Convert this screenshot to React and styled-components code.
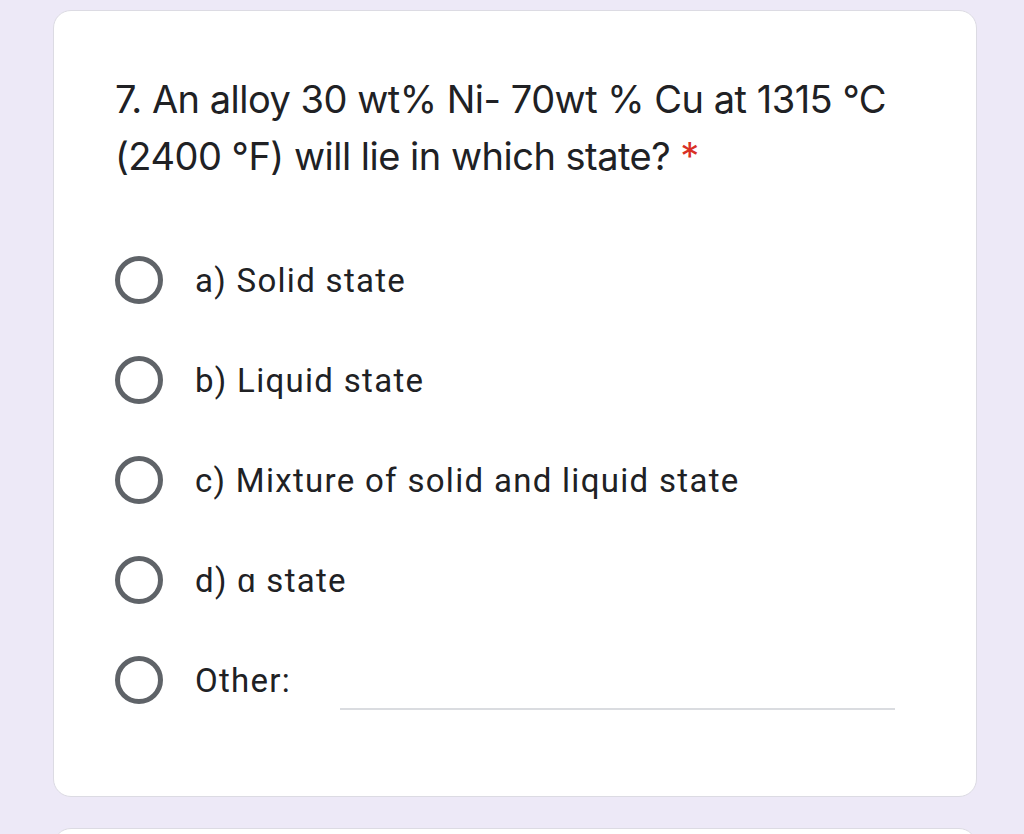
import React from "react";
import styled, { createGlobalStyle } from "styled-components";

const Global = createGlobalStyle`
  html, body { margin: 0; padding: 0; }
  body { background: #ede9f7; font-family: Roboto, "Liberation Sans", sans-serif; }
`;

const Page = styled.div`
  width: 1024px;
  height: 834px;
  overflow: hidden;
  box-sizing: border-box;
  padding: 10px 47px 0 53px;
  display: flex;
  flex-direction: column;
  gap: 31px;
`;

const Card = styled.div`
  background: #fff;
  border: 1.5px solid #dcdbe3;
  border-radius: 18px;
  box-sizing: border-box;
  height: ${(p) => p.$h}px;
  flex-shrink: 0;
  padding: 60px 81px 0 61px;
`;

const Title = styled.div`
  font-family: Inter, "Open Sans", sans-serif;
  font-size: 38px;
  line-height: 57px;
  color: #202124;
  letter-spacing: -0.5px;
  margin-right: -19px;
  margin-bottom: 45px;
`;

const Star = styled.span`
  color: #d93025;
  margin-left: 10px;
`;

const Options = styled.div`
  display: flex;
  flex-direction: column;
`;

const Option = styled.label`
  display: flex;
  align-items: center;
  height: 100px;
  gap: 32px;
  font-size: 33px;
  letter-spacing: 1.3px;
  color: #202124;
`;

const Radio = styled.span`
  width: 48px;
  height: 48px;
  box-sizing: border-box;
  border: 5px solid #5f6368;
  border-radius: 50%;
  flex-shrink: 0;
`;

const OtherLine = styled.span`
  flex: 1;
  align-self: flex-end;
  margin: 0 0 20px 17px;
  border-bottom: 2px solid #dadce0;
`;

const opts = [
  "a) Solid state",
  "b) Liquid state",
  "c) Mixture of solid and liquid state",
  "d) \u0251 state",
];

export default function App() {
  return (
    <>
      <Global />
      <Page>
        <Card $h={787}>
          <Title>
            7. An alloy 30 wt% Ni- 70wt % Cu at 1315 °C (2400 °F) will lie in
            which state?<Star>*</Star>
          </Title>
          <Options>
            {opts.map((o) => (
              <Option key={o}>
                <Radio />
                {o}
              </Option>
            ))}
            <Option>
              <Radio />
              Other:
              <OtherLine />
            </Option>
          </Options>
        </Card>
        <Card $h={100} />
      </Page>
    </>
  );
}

........

The task: Restate the entire listing word for word, excluding pictures.

The answer:
Convert this screenshot to React and styled-components code.
import React from "react";
import styled, { createGlobalStyle } from "styled-components";

const Global = createGlobalStyle`
  html, body { margin: 0; padding: 0; }
  body { background: #ede9f7; font-family: Roboto, "Liberation Sans", sans-serif; }
`;

const Page = styled.div`
  width: 1024px;
  height: 834px;
  overflow: hidden;
  box-sizing: border-box;
  padding: 10px 47px 0 53px;
  display: flex;
  flex-direction: column;
  gap: 31px;
`;

const Card = styled.div`
  background: #fff;
  border: 1.5px solid #dcdbe3;
  border-radius: 18px;
  box-sizing: border-box;
  height: ${(p) => p.$h}px;
  flex-shrink: 0;
  padding: 60px 81px 0 61px;
`;

const Title = styled.div`
  font-family: Inter, "Open Sans", sans-serif;
  font-size: 38px;
  line-height: 57px;
  color: #202124;
  letter-spacing: -0.5px;
  margin-right: -19px;
  margin-bottom: 45px;
`;

const Star = styled.span`
  color: #d93025;
  margin-left: 10px;
`;

const Options = styled.div`
  display: flex;
  flex-direction: column;
`;

const Option = styled.label`
  display: flex;
  align-items: center;
  height: 100px;
  gap: 32px;
  font-size: 33px;
  letter-spacing: 1.3px;
  color: #202124;
`;

const Radio = styled.span`
  width: 48px;
  height: 48px;
  box-sizing: border-box;
  border: 5px solid #5f6368;
  border-radius: 50%;
  flex-shrink: 0;
`;

const OtherLine = styled.span`
  flex: 1;
  align-self: flex-end;
  margin: 0 0 20px 17px;
  border-bottom: 2px solid #dadce0;
`;

const opts = [
  "a) Solid state",
  "b) Liquid state",
  "c) Mixture of solid and liquid state",
  "d) \u0251 state",
];

export default function App() {
  return (
    <>
      <Global />
      <Page>
        <Card $h={787}>
          <Title>
            7. An alloy 30 wt% Ni- 70wt % Cu at 1315 °C (2400 °F) will lie in
            which state?<Star>*</Star>
          </Title>
          <Options>
            {opts.map((o) => (
              <Option key={o}>
                <Radio />
                {o}
              </Option>
            ))}
            <Option>
              <Radio />
              Other:
              <OtherLine />
            </Option>
          </Options>
        </Card>
        <Card $h={100} />
      </Page>
    </>
  );
}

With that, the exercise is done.